ALBANY, N.Y. (CBSNewYork/AP) — New York State Attorney General Eric Schneiderman said Tuesday that his office will join investigations of Volkswagen following reports about how the automaker installed software in diesel-powered cars to cheat emissions tests.
Schneiderman said “no company should be allowed to evade our environmental laws or promise consumers a fake bill of goods.”
The federal Environmental Protection Agency and the California Air Resources Board announced finding the violations on Friday, accusing VW of installing software that switches on pollution controls during smog tests and then switches them off so drivers can enjoy more engine power on the road.

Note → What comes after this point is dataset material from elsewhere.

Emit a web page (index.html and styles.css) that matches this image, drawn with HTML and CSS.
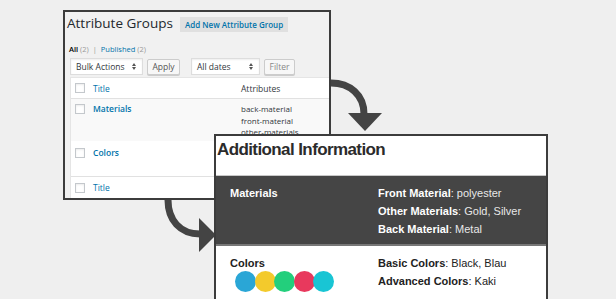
FILE: index.html
```html
<!DOCTYPE html>
<html lang="en">
<head>
    <meta charset="UTF-8">
    <meta name="viewport" content="width=device-width, initial-scale=1.0">
    <title>Attribute Groups</title>
    <link rel="stylesheet" href="styles.css">
</head>
<body>
    <div class="canvas">
        <!-- admin screen -->
        <section class="window wp-admin">
            <div class="page-title">
                <h1>Attribute Groups</h1>
                <span class="add-new">Add New Attribute Group</span>
            </div>

            <div class="subsubsub">
                <span class="current">All</span> <span class="count">(2)</span>
                <span class="sep">|</span>
                <a>Published</a> <span class="count">(2)</span>
            </div>

            <div class="tablenav">
                <div class="select bulk">Bulk Actions <svg class="updown" width="4" height="7" viewBox="0 0 4 7"><path d="M0 3 L2 0 L4 3 Z M0 4 L2 7 L4 4 Z" fill="#555"/></svg></div>
                <span class="button apply">Apply</span>
                <div class="select dates">All dates <svg class="updown" width="4" height="7" viewBox="0 0 4 7"><path d="M0 3 L2 0 L4 3 Z M0 4 L2 7 L4 4 Z" fill="#555"/></svg></div>
                <span class="button filter">Filter</span>
            </div>

            <div class="list-table">
                <div class="row head">
                    <span class="check"><i class="box"></i></span>
                    <a class="col-title">Title</a>
                    <span class="col-attr">Attributes</span>
                </div>
                <div class="row item alt">
                    <span class="check"><i class="box"></i></span>
                    <a class="col-title name">Materials</a>
                    <span class="col-attr">back-material<br>front-material<br>other-materials</span>
                </div>
                <div class="row item colors">
                    <span class="check"><i class="box"></i></span>
                    <a class="col-title name">Colors</a>
                    <span class="col-attr"></span>
                </div>
                <div class="row foot">
                    <span class="check"><i class="box"></i></span>
                    <a class="col-title">Title</a>
                    <span class="col-attr"></span>
                </div>
            </div>
        </section>

        <svg class="arrows" width="616" height="299" viewBox="0 0 616 299">
            <path d="M331 83 C350 83 364 95 364 114" fill="none" stroke="#444" stroke-width="7"/>
            <polygon points="348,113 382,113 365,131" fill="#444"/>
            <path d="M168 200 C168 220 180 234 200 234" fill="none" stroke="#444" stroke-width="7"/>
            <polygon points="199,218 199,252 216,235" fill="#444"/>
        </svg>

        <!-- product page tab -->
        <section class="window product-info">
            <h2>Additional Information</h2>

            <div class="attr-group dark">
                <span class="label">Materials</span>
                <div class="values">
                    <div><b>Front Material</b>: polyester</div>
                    <div><b>Other Materials</b>: Gold, Silver</div>
                    <div><b>Back Material</b>: Metal</div>
                </div>
            </div>

            <div class="attr-group light">
                <div>
                    <span class="label">Colors</span>
                    <div class="swatches">
                        <i style="background:#2aa6d6"></i>
                        <i style="background:#f3ca2c"></i>
                        <i style="background:#23cf7c"></i>
                        <i style="background:#e8395d"></i>
                        <i style="background:#19c5d4"></i>
                    </div>
                </div>
                <div class="values">
                    <div><b>Basic Colors</b>: Black, Blau</div>
                    <div><b>Advanced Colors</b>: Kaki</div>
                </div>
            </div>
        </section>
    </div>
</body>
</html>
```

FILE: styles.css
```css
body {
    margin: 0;
    background-color: #efefef;
    width: 616px;
    height: 299px;
    overflow: hidden;
}

.canvas {
    position: relative;
    width: 616px;
    height: 299px;
    overflow: hidden;
}

.window {
    position: absolute;
    box-sizing: border-box;
    border: 2px solid #3c3c3c;
    overflow: hidden;
}

/* admin screen */
.wp-admin {
    left: 63px;
    top: 10px;
    width: 268px;
    height: 190px;
    background-color: #f1f1f1;
    font-family: "Open Sans", sans-serif;
    color: #32373c;
}

.page-title {
    display: flex;
    align-items: center;
    gap: 7px;
    height: 24px;
    padding-left: 2px;
}

h1 {
    margin: 0;
    font-size: 13.5px;
    font-weight: 400;
    line-height: 1;
    color: #23282d;
}

.add-new {
    font-size: 8px;
    font-weight: 600;
    color: #0073aa;
    background-color: #e0e0e0;
    padding: 0 5px;
    height: 15px;
    line-height: 15px;
}

.subsubsub {
    margin-top: 7px;
    padding-left: 4px;
    font-size: 7.5px;
    line-height: 12px;
    color: #666;
}

.subsubsub .current {
    color: #000;
    font-weight: 600;
}

.subsubsub .count {
    color: #999;
}

.subsubsub .sep {
    color: #999;
    margin: 0 2px;
}

.subsubsub a {
    color: #0073aa;
}

.tablenav {
    display: flex;
    align-items: center;
    margin-top: 3px;
    padding-left: 5px;
    height: 17px;
    font-size: 8.5px;
}

.select {
    box-sizing: border-box;
    height: 17px;
    display: flex;
    align-items: center;
    justify-content: space-between;
    padding: 0 6px 0 5px;
    background-color: #fff;
    border: 1px solid #ddd;
    box-shadow: inset 0 1px 2px rgba(0,0,0,0.07);
    color: #32373c;
}

.select.bulk {
    width: 73px;
}

.select.dates {
    width: 69px;
    margin-left: 11px;
}

.button {
    box-sizing: border-box;
    height: 16px;
    line-height: 14px;
    text-align: center;
    margin-left: 4px;
    background-color: #f7f7f7;
    border: 1px solid #ccc;
    border-radius: 2px;
    box-shadow: 0 1px 0 #ccc;
    color: #555;
}

.button.apply {
    width: 33px;
}

.button.filter {
    width: 31px;
    color: #888;
}

.list-table {
    margin-top: 2px;
    margin-left: 5px;
    background-color: #fff;
    border: 1px solid #e5e5e5;
    border-right: none;
    font-size: 8px;
}

.row {
    display: grid;
    grid-template-columns: 22px 148px 1fr;
    box-sizing: border-box;
}

.check {
    padding-left: 4px;
}

.box {
    display: block;
    width: 10px;
    height: 10px;
    box-sizing: border-box;
    background-color: #fff;
    border: 1px solid #c4c8cc;
    box-shadow: inset 0 1px 2px rgba(0,0,0,0.08);
}

.col-title {
    color: #0073aa;
}

.row.head .col-title,
.row.head .col-attr,
.row.foot .col-title {
    font-size: 8.5px;
}

.col-title.name {
    font-weight: 600;
    font-size: 8.5px;
}

.row.head,
.row.foot {
    height: 21px;
    align-items: center;
}

.row.head {
    border-bottom: 1px solid #e1e1e1;
}

.row.foot {
    height: 22px;
    border-top: 1px solid #e1e1e1;
}

.row.item {
    align-items: start;
    line-height: 11.5px;
}

.row.item .box {
    margin-top: 1px;
}

.row.alt {
    height: 42px;
    padding-top: 4px;
    background-color: #f9f9f9;
}

.row.colors {
    height: 35px;
    padding-top: 6px;
}

/* product page tab */
.product-info {
    left: 214px;
    top: 134px;
    width: 334px;
    height: 165px;
    border-bottom: none;
    background-color: #fff;
    font-family: "Liberation Sans", Arial, sans-serif;
}

h2 {
    margin: 0;
    height: 39px;
    box-sizing: border-box;
    padding: 4px 0 0 1px;
    font-size: 17px;
    line-height: 20px;
    letter-spacing: -0.6px;
    font-weight: 700;
    color: #2b2b2b;
}

.attr-group {
    display: grid;
    grid-template-columns: 148px 1fr;
    padding: 8px 14px 6px;
    font-size: 11px;
    line-height: 18px;
}

.attr-group .label {
    font-weight: 700;
}

.attr-group.dark {
    background-color: #454545;
    color: #e8e8e8;
    border-top: 1px solid #c8c8c8;
    border-bottom: 2px solid #777;
}

.attr-group.dark .label,
.attr-group.dark b {
    color: #fff;
}

.attr-group.light {
    color: #222;
}

.swatches {
    display: flex;
    margin: -1px 0 0 5px;
}

.swatches i {
    width: 21px;
    height: 21px;
    border-radius: 50%;
    margin-right: -1.5px;
}

.arrows {
    position: absolute;
    left: 0;
    top: 0;
}
```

Volkswagen AG on Tuesday stunningly admitted that 11 million of its diesel vehicles contain software that evades emissions controls, far more than the 482,000 identified by the Environmental Protection Agency as violating the Clean Air Act.
The cars, all built in the last seven years, include a device programmed to detect when they are undergoing official emissions testing, the EPA said, adding that the cars only turn on full emissions control systems during that testing. The controls are turned off during normal driving situations, the EPA said.
Schneiderman said his office “will seek to uphold New York’s strong tradition of consumer and environmental protections as this investigation proceeds.” It will collaborate with state attorneys general across the U.S.
The investigations are expected to involve parallel inquiries into potential violations of state consumer protection laws and possible violations of state environmental protection laws. Investigators are expected to examine Volkswagen’s claim that the cars are clean diesel.
U.S. diesel emissions limits, mainly for ozone-causing nitrogen oxide, are stricter than those in Europe.
Volkswagen chief executive officer Martin Winterkorn promised a company investigation as he apologized on Sunday, saying VW had broken the trust of customers and the public. He also pledged to cooperate with government investigations.
The EPA said Friday that VW faces potential fines of $37,500 per vehicle and that anyone found personally responsible is subject to $3,750 per violation.
The scandal has cost the German automaker more than $26 billion in market value.